SubsetProblem<CoreSubsetData> problem = new SubsetProblem<>(data, obj, subsetSize);
// create random descent search with single swap neighbourhood
RandomDescent<SubsetSolution> search = new RandomDescent<>(problem, new SingleSwapNeighbourhood());
// set maximum runtime (in seconds)
long timeLimit = ...
search.addStopCriterion(new MaxRuntime(timeLimit, TimeUnit.SECONDS));
// attach listener (see example 1A)
search.addSearchListener(new ProgressSearchListener());
// start search
search.start();
// print best solution and evaluation
System.out.println("Best solution (IDs): " + search.getBestSolution().getSelectedIDs());
System.out.println("Best solution (names): " + search.getBestSolution().getSelectedIDs()
.stream()
.map(data::getName)
.collect(Collectors.toSet()));
System.out.println("Best solution evaluation: " + search.getBestSolutionEvaluation());
// dispose search
search.dispose();
However, you may notice a slight variation in solution quality across repeated runs of this algorithm. This means that the search gets stuck in local optima of varying quality, i.e. this objective seems harder to optimize than the average pairwise distance objective from example 1A. More advanced algorithms can be applied to escape from such local optima.
An example of an advanced method is the parallel tempering algorithm, which concurrently runs several Metropolis searches with different temperatures. Higher temperatures correspond to higher probabilities to accept inferior moves. The subsearches swap solutions so that the best solutions are pushed to the coolest systems, for convergence, and the worst solutions are pushed to the hot systems, which offer a lot of freedom for further modifications. The parallel tempering algorithm is somewhat similar to simulated annealing but takes advantage of multi-core CPUs, as the subsearches can be executed in parallel. Also, it has a built-in multi-start behaviour.

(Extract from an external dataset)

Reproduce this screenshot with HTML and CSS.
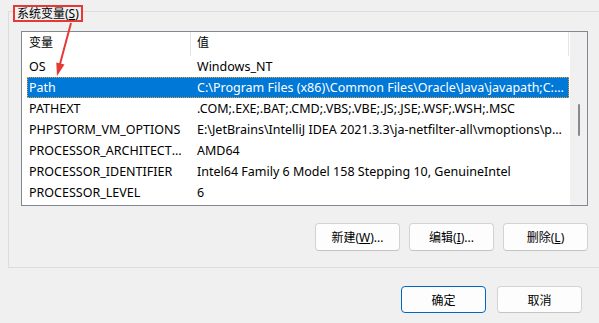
FILE: index.html
```html
<!DOCTYPE html>
<html>
  <head>
    <title>环境变量</title>
    <meta charset="UTF-8">
    <link rel="stylesheet" href="styles.css">
  </head>
  <body>
    <div class="group">
      <div class="legend">系统变量(<u>S</u>)</div>
      <div class="list">
        <div class="table">
          <div class="head">
            <div class="name">变量</div>
            <div class="value">值</div>
          </div>
          <div class="row"><div class="name">OS</div><div class="value">Windows_NT</div></div>
          <div class="row selected"><div class="name">Path</div><div class="value">C:\Program Files (x86)\Common Files\Oracle\Java\javapath;C:\WINDOWS\system32;C:\WINDOWS</div></div>
          <div class="row"><div class="name">PATHEXT</div><div class="value">.COM;.EXE;.BAT;.CMD;.VBS;.VBE;.JS;.JSE;.WSF;.WSH;.MSC</div></div>
          <div class="row"><div class="name">PHPSTORM_VM_OPTIONS</div><div class="value">E:\JetBrains\IntelliJ IDEA 2021.3.3\ja-netfilter-all\vmoptions\phpstorm.vmoptions</div></div>
          <div class="row"><div class="name">PROCESSOR_ARCHITECTURE</div><div class="value">AMD64</div></div>
          <div class="row"><div class="name">PROCESSOR_IDENTIFIER</div><div class="value">Intel64 Family 6 Model 158 Stepping 10, GenuineIntel</div></div>
          <div class="row"><div class="name">PROCESSOR_LEVEL</div><div class="value">6</div></div>
        </div>
        <div class="scroll"><div class="thumb"></div></div>
      </div>
      <div class="actions">
        <button>新建(<u>W</u>)...</button>
        <button>编辑(<u>I</u>)...</button>
        <button>删除(<u>L</u>)</button>
      </div>
    </div>
    <div class="footer">
      <button class="primary">确定</button>
      <button>取消</button>
    </div>
    <!-- annotation arrow pointing at Path -->
    <svg class="arrow" width="80" height="80" viewBox="0 0 80 80">
      <line x1="71" y1="23" x2="60" y2="64" stroke="#e53935" stroke-width="2"/>
      <polygon points="57,76 64.5,64.5 56.3,62.4" fill="#e53935"/>
    </svg>
  </body>
</html>
```

FILE: styles.css
```css
body {
  margin: 0;
  background: #f0f0f0;
  font-family: 'Noto Sans', 'Noto Sans CJK SC', sans-serif;
  font-size: 12px;
  color: #000;
  overflow: hidden;
  position: relative;
  height: 323px;
}
.group {
  position: relative;
  box-sizing: border-box;
  margin: 11px 0 0 8px;
  width: 620px;
  height: 257px;
  padding: 19px 0 0 12px;
  border: 1px solid #dcdcdc;
}
.legend {
  position: absolute;
  left: 4px;
  top: -7px;
  padding: 0 2px;
  line-height: 13px;
  border: 2px solid #e53935;
  background: #f0f0f0;
}
.list {
  display: flex;
  box-sizing: border-box;
  width: 567px;
  height: 175px;
  border: 1px solid #828790;
  background: #fff;
}
.table {
  flex: 1;
  min-width: 0;
  overflow: hidden;
}
.head {
  display: flex;
  height: 24px;
  line-height: 22px;
}
.head .name {
  width: 161px;
  padding-left: 7px;
  border-right: 1px solid #e5e5e5;
}
.head .value {
  flex: 1;
  padding-left: 6px;
  border-right: 1px solid #e5e5e5;
}
.row {
  display: flex;
  box-sizing: border-box;
  height: 21px;
  line-height: 21px;
  margin-left: 5px;
  font-size: 12.5px;
  white-space: nowrap;
}
.row .name {
  width: 161px;
  padding-left: 2px;
  overflow: hidden;
  text-overflow: ellipsis;
}
.row .value {
  flex: 1;
  min-width: 0;
  padding: 0 3px 0 7px;
  overflow: hidden;
  text-overflow: ellipsis;
}
.row.selected {
  background: #0078d7;
  color: #fff;
  outline: 1px dotted #f0a030;
  outline-offset: -1px;
}
.scroll {
  width: 17px;
  background: #f0f0f0;
  border-left: 1px solid #fff;
}
.thumb {
  width: 2px;
  height: 32px;
  margin: 72px 0 0 8px;
  background: #8a8a8a;
  border-radius: 1px;
}
.actions {
  display: flex;
  justify-content: flex-end;
  gap: 9px;
  width: 567px;
  margin-top: 17px;
}
button {
  box-sizing: border-box;
  width: 85px;
  height: 28px;
  padding: 0;
  font: inherit;
  color: #000;
  background: #fdfdfd;
  border: 1px solid #d3d3d3;
  border-bottom-color: #c4c4c4;
  border-radius: 4px;
}
.footer {
  display: flex;
  justify-content: flex-end;
  gap: 11px;
  padding-right: 17px;
  margin-top: 18px;
}
.footer button {
  height: 27px;
}
.footer .primary {
  border: 1px solid #0067c0;
}
.arrow {
  position: absolute;
  left: 0;
  top: 0;
}
```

When applying parallel tempering, the number of Metropolis replicas and the minimum and maximum temperature are specified. It is important to set appropriate temperatures, taking into account the evaluation range, as the probability to accept an inferior move depends on the ratio of the difference in evaluation (delta) and temperature.
// create parallel tempering search with single swap neighbourhood
double minTemp = 1e-8;
double maxTemp = 1e-4;
int numReplicas = 10;
ParallelTempering<SubsetSolution> search = new ParallelTempering<>(problem,
new SingleSwapNeighbourhood(),
numReplicas, minTemp, maxTemp);
// same as before ...
If you run this example you will notice that applying parallel tempering reduces variability across repeated search runs and, on average, yields solutions with a slightly higher value. Nevertheless, it is a more complex and therefore somewhat slower algorithm as compared to random descent, which also finds good solutions and has no additional parameters. So, in practice, both algorithms can be useful when dealing with this problem, depending on what is desired in terms of speed and solution quality.
The complete source code of this example is available on GitHub, including some additional code to read the input from a CSV file. You can also download a ZIP file that contains the Java sources of all examples, a compiled JAR (including all dependencies) as well as some input files for in case you want to run any of the examples. To run this example, execute
$ java -cp james-examples.jar org.jamesframework.examples.coresubset3.CoreSubset3 <inputfile> <subsetsize> <runtime>from the command line. The input file should be a CSV file in which the first row contains N item names and the subsequent N rows specify an N × N distance matrix. The runtime is given in seconds.